Reinstating after a lapse requires paying a reinstatement fee to the DMV — typically $50 to $150 depending on state — plus buying a new policy and filing a new SR-22. The new filing period starts from the reinstatement date, not the original violation date. If you were 28 months into a 36-month requirement and lapsed, you now owe 36 months from the date you reinstate. That's the full reset consequence most drivers do not expect.
Some states impose additional penalties for lapses during an SR-22 period. Florida adds a $15-per-day fee for driving without coverage during a suspended period. California extends the filing requirement by the length of the lapse plus an additional penalty period. The total cost of a 30-day lapse can exceed $1,200 in fees, penalties, and rate increases when you reapply for coverage post-suspension.
When to Switch Carriers vs. Renew During Your Filing Period
Switch carriers if your renewal rate increases more than 10% without a new violation or claim, if your carrier nonrenews you, or if you can document a competing quote at least 15% lower for identical coverage. Do not switch for marginal savings under $20 per month — the administrative effort and lapse risk outweigh the benefit, and you lose any loyalty tenure with your current carrier.

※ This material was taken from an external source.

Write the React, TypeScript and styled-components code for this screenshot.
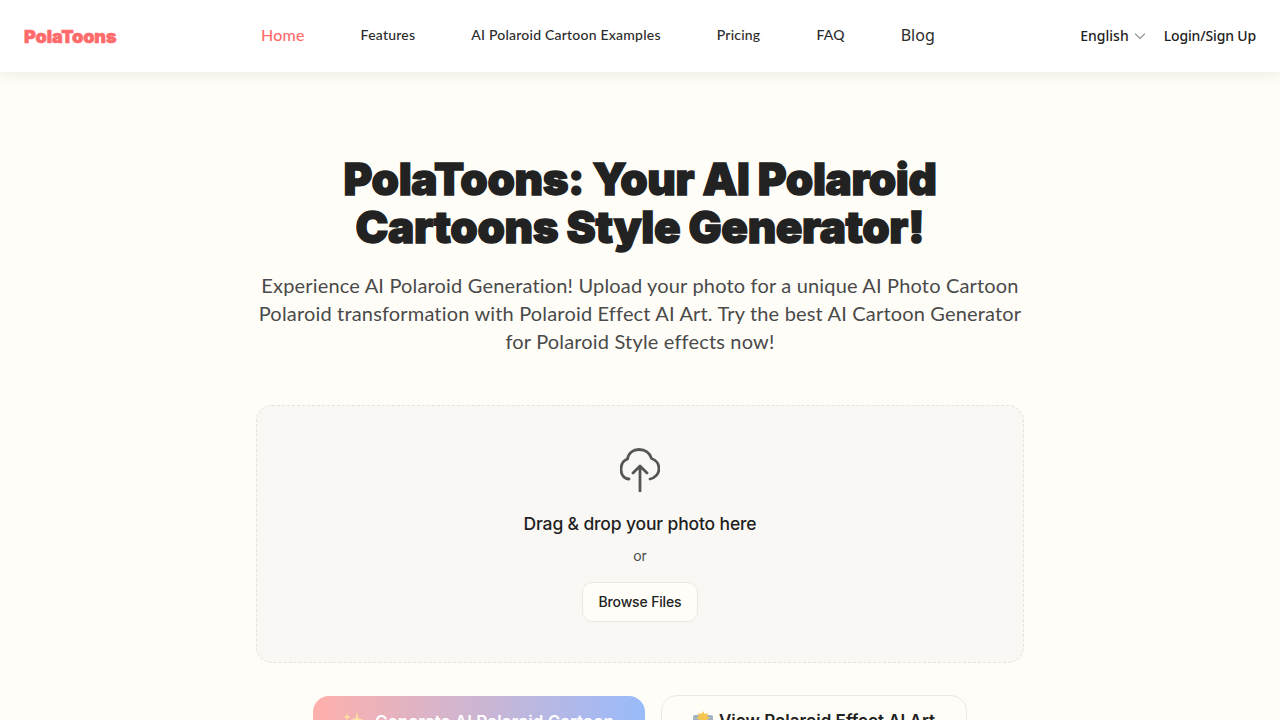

Renew with your current carrier if your rate decreased or held flat, if you've had no payment issues, and if the carrier has demonstrated they will continue writing your profile. Carrier stability matters more during an SR-22 period than it does for standard-risk drivers. A carrier that exits the non-standard market mid-term will nonrenew your policy, forcing you to shop under time pressure.
If you switch, overlap your policies by at least three days. Buy the new policy to start the day before your old policy expires, confirm the new SR-22 files successfully, then cancel the old policy effective the day after the new one starts. You will pay for two days of double coverage. That cost is negligible compared to the consequence of a one-day gap that resets your filing clock.